● **Exercise requirements**:
Please retype the data in full and exactly; the pictures are not part of the copy.

● **Entries supplied**:
###

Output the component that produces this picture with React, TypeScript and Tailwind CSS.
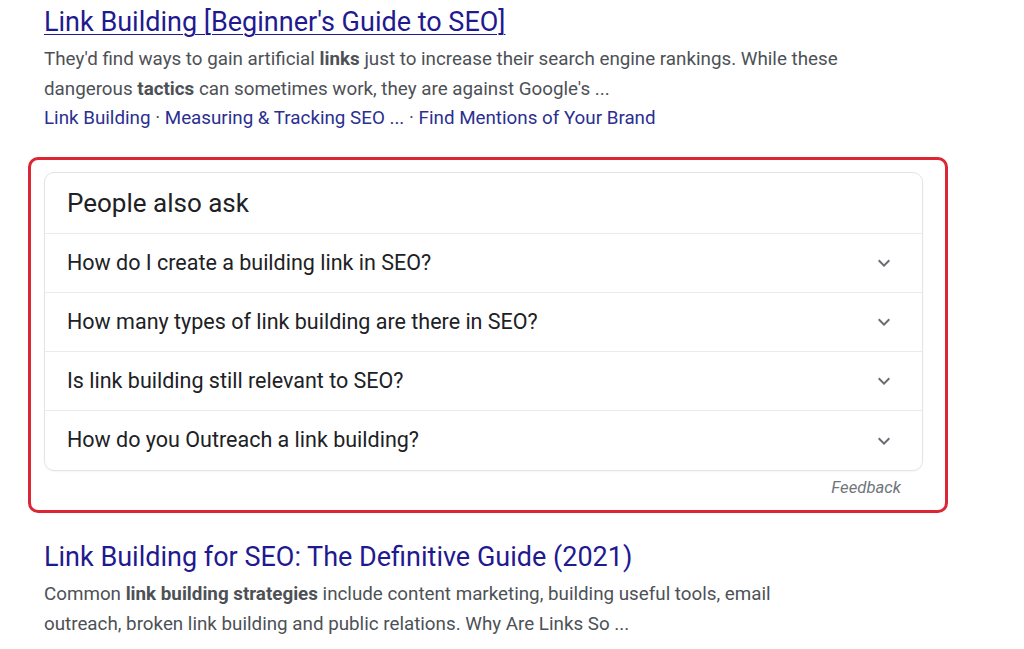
const questions = [
    'How do I create a building link in SEO?',
    'How many types of link building are there in SEO?',
    'Is link building still relevant to SEO?',
    'How do you Outreach a link building?',
];

function ExpandMore() {
    return (
        <svg width="24" height="24" viewBox="0 0 24 24" className="fill-[#6a6e73]">
            <path d="M16.59 8.59 12 13.17 7.41 8.59 6 10l6 6 6-6z" />
        </svg>
    );
}

export default function App() {
    return (
        <div className="min-h-screen bg-white font-['Roboto',sans-serif]">
            <div className="pl-[44px] pt-[4px]">
                <a href="#" className="block text-[27px] leading-[36px] text-[#1f1a8f] underline decoration-1 underline-offset-[3px]">
                    Link Building [Beginner's Guide to SEO]
                </a>
                <p className="mt-[4px] w-[845px] text-[18.8px] leading-[30px] text-[#4d5156]">
                    They'd find ways to gain artificial <b>links</b> just to increase their search engine rankings. While these dangerous <b>tactics</b> can sometimes work, they are against Google's ...
                </p>
                <div className="text-[18.8px] leading-[29px] text-[#2b2f8f]">
                    <a href="#">Link Building</a>
                    <span className="text-[#4d5156]"> · </span>
                    <a href="#">Measuring &amp; Tracking SEO ...</a>
                    <span className="text-[#4d5156]"> · </span>
                    <a href="#">Find Mentions of Your Brand</a>
                </div>
            </div>

            <div className="ml-[28px] mt-[24px] w-[920px] rounded-[10px] border-[3px] border-[#dc2633] pl-[13px] pr-[22px] pt-[12px] pb-[10px]">
                <div className="rounded-[10px] border border-[#e4e4e4] shadow-[0_1px_2px_rgba(0,0,0,0.04)]">
                    <div className="flex h-[61px] items-center border-b border-[#ebebeb] pl-[22px] text-[26px] text-[#202124]">
                        People also ask
                    </div>
                    {questions.map((q, i) => (
                        <div
                            key={q}
                            className={`flex h-[59px] items-center justify-between pl-[22px] pr-[26px] text-[21.5px] text-[#202124] ${i < questions.length - 1 ? 'border-b border-[#ebebeb]' : ''}`}
                        >
                            <span>{q}</span>
                            <ExpandMore />
                        </div>
                    ))}
                </div>
                <div className="mt-[5px] pr-[22px] text-right text-[16.7px] italic leading-[24px] text-[#70757a]">
                    Feedback
                </div>
            </div>

            <div className="pl-[44px] pt-[26px]">
                <a href="#" className="block text-[27px] leading-[36px] text-[#1f1a8f]">
                    Link Building for SEO: The Definitive Guide (2021)
                </a>
                <p className="mt-[4px] w-[790px] text-[18.8px] leading-[30px] text-[#4d5156]">
                    Common <b>link building strategies</b> include content marketing, building useful tools, email outreach, broken link building and public relations. Why Are Links So ...
                </p>
            </div>
        </div>
    );
}
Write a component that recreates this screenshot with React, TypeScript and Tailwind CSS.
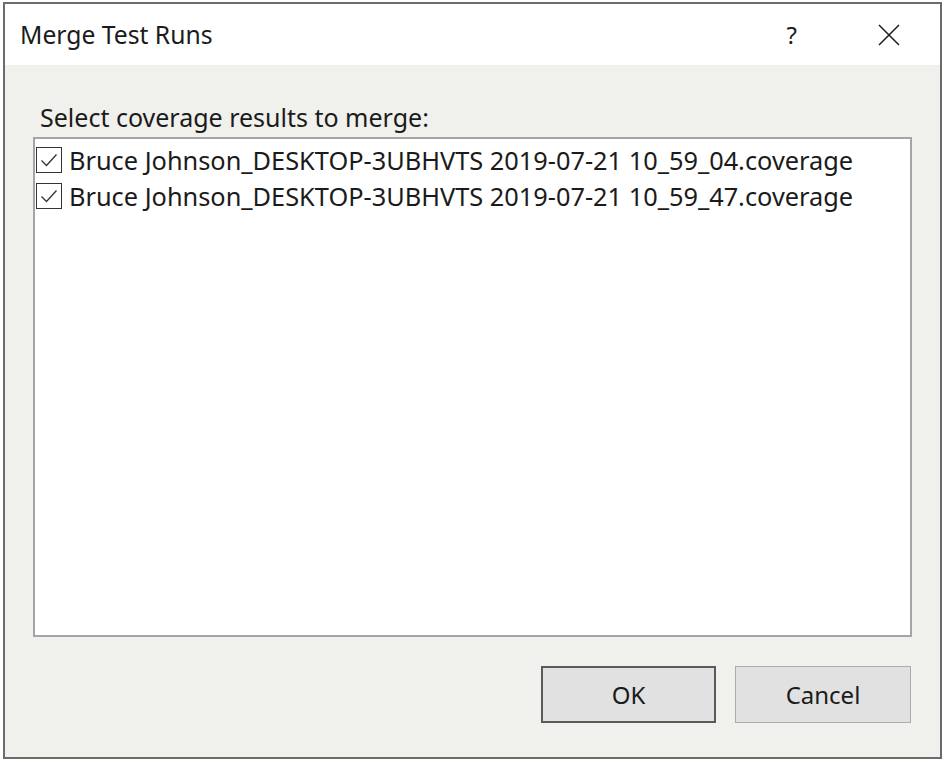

###

● **Expected output**:
Output the component that produces this picture with React, TypeScript and Tailwind CSS.
const questions = [
    'How do I create a building link in SEO?',
    'How many types of link building are there in SEO?',
    'Is link building still relevant to SEO?',
    'How do you Outreach a link building?',
];

function ExpandMore() {
    return (
        <svg width="24" height="24" viewBox="0 0 24 24" className="fill-[#6a6e73]">
            <path d="M16.59 8.59 12 13.17 7.41 8.59 6 10l6 6 6-6z" />
        </svg>
    );
}

export default function App() {
    return (
        <div className="min-h-screen bg-white font-['Roboto',sans-serif]">
            <div className="pl-[44px] pt-[4px]">
                <a href="#" className="block text-[27px] leading-[36px] text-[#1f1a8f] underline decoration-1 underline-offset-[3px]">
                    Link Building [Beginner's Guide to SEO]
                </a>
                <p className="mt-[4px] w-[845px] text-[18.8px] leading-[30px] text-[#4d5156]">
                    They'd find ways to gain artificial <b>links</b> just to increase their search engine rankings. While these dangerous <b>tactics</b> can sometimes work, they are against Google's ...
                </p>
                <div className="text-[18.8px] leading-[29px] text-[#2b2f8f]">
                    <a href="#">Link Building</a>
                    <span className="text-[#4d5156]"> · </span>
                    <a href="#">Measuring &amp; Tracking SEO ...</a>
                    <span className="text-[#4d5156]"> · </span>
                    <a href="#">Find Mentions of Your Brand</a>
                </div>
            </div>

            <div className="ml-[28px] mt-[24px] w-[920px] rounded-[10px] border-[3px] border-[#dc2633] pl-[13px] pr-[22px] pt-[12px] pb-[10px]">
                <div className="rounded-[10px] border border-[#e4e4e4] shadow-[0_1px_2px_rgba(0,0,0,0.04)]">
                    <div className="flex h-[61px] items-center border-b border-[#ebebeb] pl-[22px] text-[26px] text-[#202124]">
                        People also ask
                    </div>
                    {questions.map((q, i) => (
                        <div
                            key={q}
                            className={`flex h-[59px] items-center justify-between pl-[22px] pr-[26px] text-[21.5px] text-[#202124] ${i < questions.length - 1 ? 'border-b border-[#ebebeb]' : ''}`}
                        >
                            <span>{q}</span>
                            <ExpandMore />
                        </div>
                    ))}
                </div>
                <div className="mt-[5px] pr-[22px] text-right text-[16.7px] italic leading-[24px] text-[#70757a]">
                    Feedback
                </div>
            </div>

            <div className="pl-[44px] pt-[26px]">
                <a href="#" className="block text-[27px] leading-[36px] text-[#1f1a8f]">
                    Link Building for SEO: The Definitive Guide (2021)
                </a>
                <p className="mt-[4px] w-[790px] text-[18.8px] leading-[30px] text-[#4d5156]">
                    Common <b>link building strategies</b> include content marketing, building useful tools, email outreach, broken link building and public relations. Why Are Links So ...
                </p>
            </div>
        </div>
    );
}
Write a component that recreates this screenshot with React, TypeScript and Tailwind CSS.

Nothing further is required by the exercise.